November 19, 2019
WSJ Reviews Family Papers: A Sephardic Journey Through the Twentieth CenturyHistorians in the News
tags: Israel, religion, Ottoman Empire, Mediterranean, Salonica
A Sephardic Journey Through the Twentieth Century
By Sarah Abrevaya Stein
The last hurrah of old Salonica was on the day in 1911 when the Ottoman sultan, Mehmed V, paid a visit to the empire’s great Mediterranean port. Among the celebrants on the docks were two brothers from the Levy family — Sam, a journalist, and Daout, an Ottoman official.
Neither of the brothers knew what was about to happen to the family, to their city, or to the other Jews who made up most of its population and ran its affairs. This was around the same time that the young David Ben-Gurion, later the first prime minister of Israel, spent a year in Salonica and noted with amazement that a ship couldn’t leave on Saturday “because the Jewish workers at the port did not work on the Sabbath.” Salonica was, he declared, “the most Jewish city on earth.”
But by that time the pitiless forces of the 20th century were inching closer, and the old world was about to vanish — a story told in Sarah Abrevaya Stein’s “Family Papers.” The book follows members of the Levy family, descendants of a printer named Sa’adi who lived a rebellious life in the 1800s and dispatched 14 children into a kind of tumult that he couldn’t have imagined. The account of this one Mediterranean clan, like the best micro-histories, contains much more than a family story, illuminating the forces that shaped the world we live in now.

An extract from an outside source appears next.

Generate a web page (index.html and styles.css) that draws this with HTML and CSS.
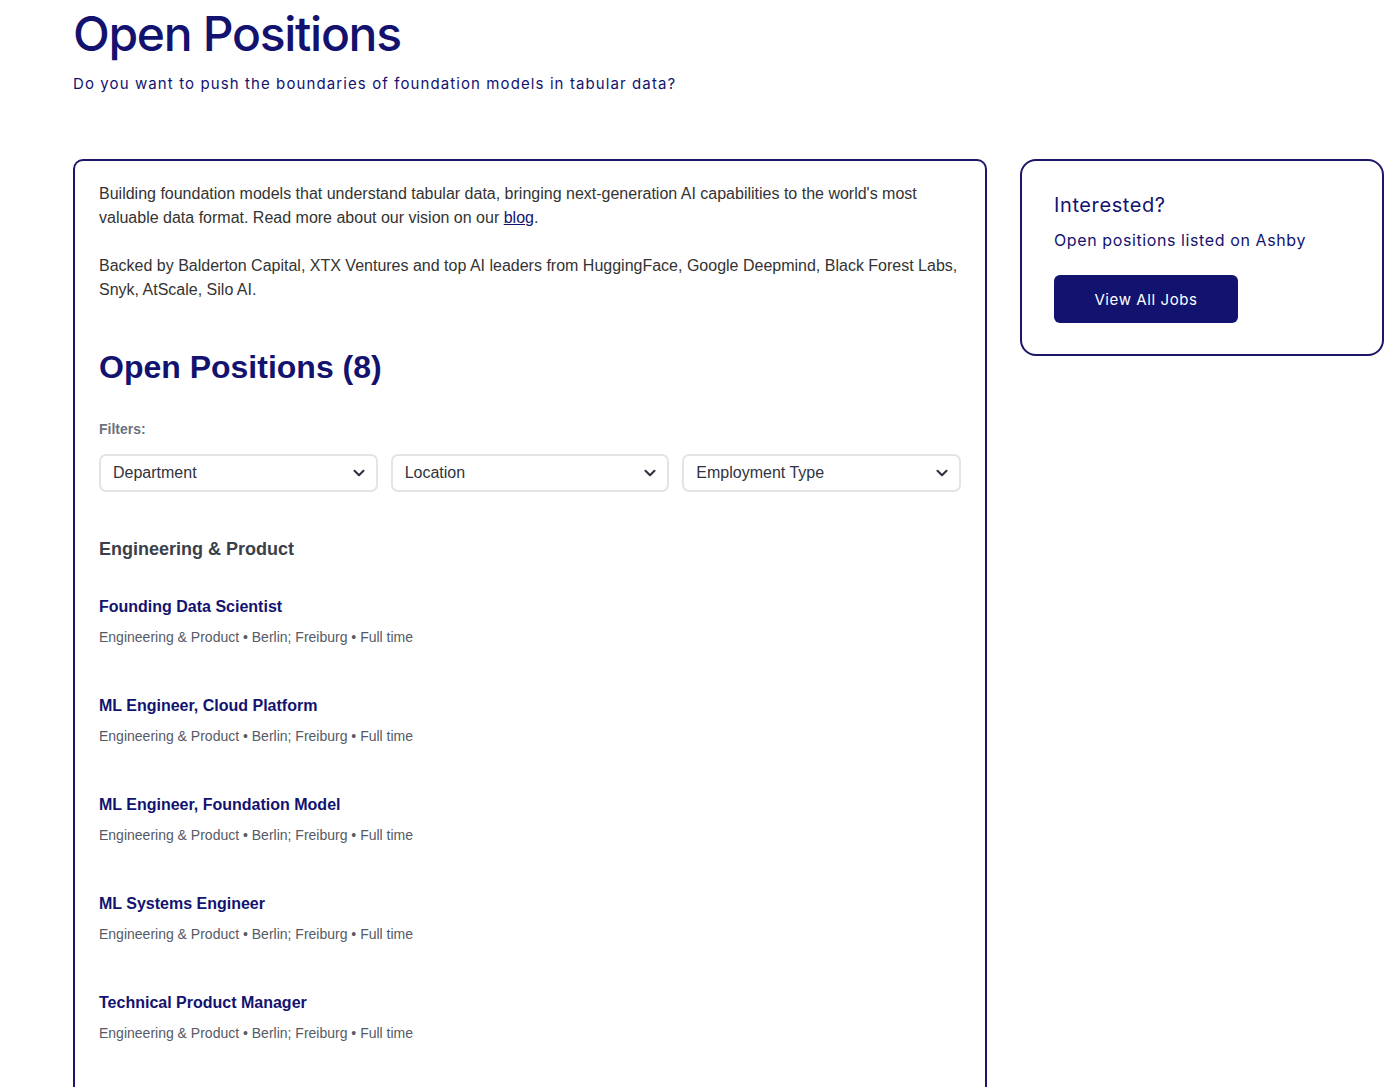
FILE: index.html
```html
<!DOCTYPE html>
<html>
<head>
    <meta charset="utf-8">
    <meta name="viewport" content="width=device-width, initial-scale=1">
    <title>Open Positions</title>
    <link rel="stylesheet" href="styles.css">
</head>
<body>
    <header class="intro">
        <h1>Open Positions</h1>
        <p>Do you want to push the boundaries of foundation models in tabular data?</p>
    </header>

    <div class="layout">
        <main class="board">
            <p class="blurb">Building foundation models that understand tabular data, bringing next-generation AI capabilities to the world's most valuable data format. Read more about our vision on our <a href="#">blog</a>.</p>
            <p class="blurb">Backed by Balderton Capital, XTX Ventures and top AI leaders from HuggingFace, Google Deepmind, Black Forest Labs, Snyk, AtScale, Silo AI.</p>

            <h2 class="board-title">Open Positions (8)</h2>

            <div class="filters">
                <label>Filters:</label>
                <div class="filter-row">
                    <div class="select">
                        <span>Department</span>
                        <svg viewBox="0 0 24 24"><path d="M6 9l6 6 6-6"/></svg>
                    </div>
                    <div class="select">
                        <span>Location</span>
                        <svg viewBox="0 0 24 24"><path d="M6 9l6 6 6-6"/></svg>
                    </div>
                    <div class="select">
                        <span>Employment Type</span>
                        <svg viewBox="0 0 24 24"><path d="M6 9l6 6 6-6"/></svg>
                    </div>
                </div>
            </div>

            <section class="dept">
                <h3>Engineering &amp; Product</h3>

                <div class="job">
                    <a href="#">Founding Data Scientist</a>
                    <p>Engineering &amp; Product • Berlin; Freiburg • Full time</p>
                </div>
                <div class="job">
                    <a href="#">ML Engineer, Cloud Platform</a>
                    <p>Engineering &amp; Product • Berlin; Freiburg • Full time</p>
                </div>
                <div class="job">
                    <a href="#">ML Engineer, Foundation Model</a>
                    <p>Engineering &amp; Product • Berlin; Freiburg • Full time</p>
                </div>
                <div class="job">
                    <a href="#">ML Systems Engineer</a>
                    <p>Engineering &amp; Product • Berlin; Freiburg • Full time</p>
                </div>
                <div class="job">
                    <a href="#">Technical Product Manager</a>
                    <p>Engineering &amp; Product • Berlin; Freiburg • Full time</p>
                </div>
            </section>
        </main>

        <aside class="side">
            <div class="side-card">
                <h4>Interested?</h4>
                <p>Open positions listed on Ashby</p>
                <a class="btn" href="#">View All Jobs</a>
            </div>
        </aside>
    </div>
</body>
</html>
```

FILE: styles.css
```css
* {
    margin: 0;
    padding: 0;
    box-sizing: border-box;
}
body {
    background: #fff;
    font-family: 'Liberation Sans', Arial, sans-serif;
    color: #13136f;
}
.intro {
    padding: 4px 0 0 73px;
}
.intro h1 {
    font-family: 'Inter', sans-serif;
    font-size: 48px;
    font-weight: 500;
    line-height: 60px;
    letter-spacing: -1.3px;
}
.intro p {
    font-family: 'Inter', sans-serif;
    font-size: 15px;
    letter-spacing: 1.1px;
    margin-top: 10px;
}
.layout {
    display: grid;
    grid-template-columns: 914px 364px;
    gap: 33px;
    padding-left: 73px;
    margin-top: 66px;
    align-items: start;
}
.board {
    border: 2px solid #1b1668;
    border-bottom: 0;
    border-radius: 10px 10px 0 0;
    padding: 21px 24px 60px;
    min-height: 960px;
}
.blurb {
    font-size: 16px;
    line-height: 24px;
    color: #333;
    margin-bottom: 24px;
}
.blurb a {
    color: #13136f;
}
.board-title {
    font-size: 32px;
    font-weight: 700;
    margin-top: 47px;
}
.filters {
    margin-top: 35px;
}
.filters label {
    display: block;
    font-size: 14px;
    font-weight: 700;
    color: #6b7280;
}
.filter-row {
    display: grid;
    grid-template-columns: repeat(3, 1fr);
    gap: 13px;
    margin-top: 17px;
}
.select {
    display: flex;
    align-items: center;
    justify-content: space-between;
    height: 38px;
    border: 2px solid #e3e3e8;
    border-radius: 7px;
    padding: 0 8px 0 12px;
    font-size: 16px;
    color: #2f3340;
}
.select svg {
    width: 18px;
    height: 18px;
    fill: none;
    stroke: #2f3340;
    stroke-width: 2.8;
    stroke-linecap: round;
    stroke-linejoin: round;
}
.dept {
    margin-top: 47px;
}
.dept h3 {
    font-size: 18px;
    font-weight: 700;
    color: #3a3f4b;
}
.job {
    height: 72px;
    margin-top: 38px;
    margin-bottom: 27px;
}
.job + .job {
    margin-top: 0;
}
.job a {
    display: block;
    font-size: 16px;
    font-weight: 700;
    color: #13136f;
    text-decoration: none;
}
.job p {
    font-size: 14px;
    color: #555a66;
    margin-top: 13px;
}
.side-card {
    border: 2px solid #1b1668;
    border-radius: 16px;
    padding: 32px 32px 31px;
}
.side-card h4 {
    font-family: 'Inter', sans-serif;
    font-size: 20px;
    font-weight: 400;
    letter-spacing: 0.6px;
}
.side-card p {
    font-family: 'Inter', sans-serif;
    font-size: 16px;
    letter-spacing: 0.6px;
    margin-top: 13px;
}
.btn {
    display: flex;
    align-items: center;
    justify-content: center;
    width: 184px;
    height: 48px;
    margin-top: 25px;
    background: #12126f;
    color: #fff;
    border-radius: 6px;
    font-family: 'Inter', sans-serif;
    font-size: 15px;
    letter-spacing: 0.6px;
    text-decoration: none;
}
```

Stein, a U.C.L.A. historian, has ferocious research talents — she collected papers in multiple languages from nine different countries on three continents — and a writing voice that is admirably light and human. She became so involved in the Levy universe that they now copy her on some family emails. All of this has produced a superb and touching book about the frailty of ties that hold together places and people.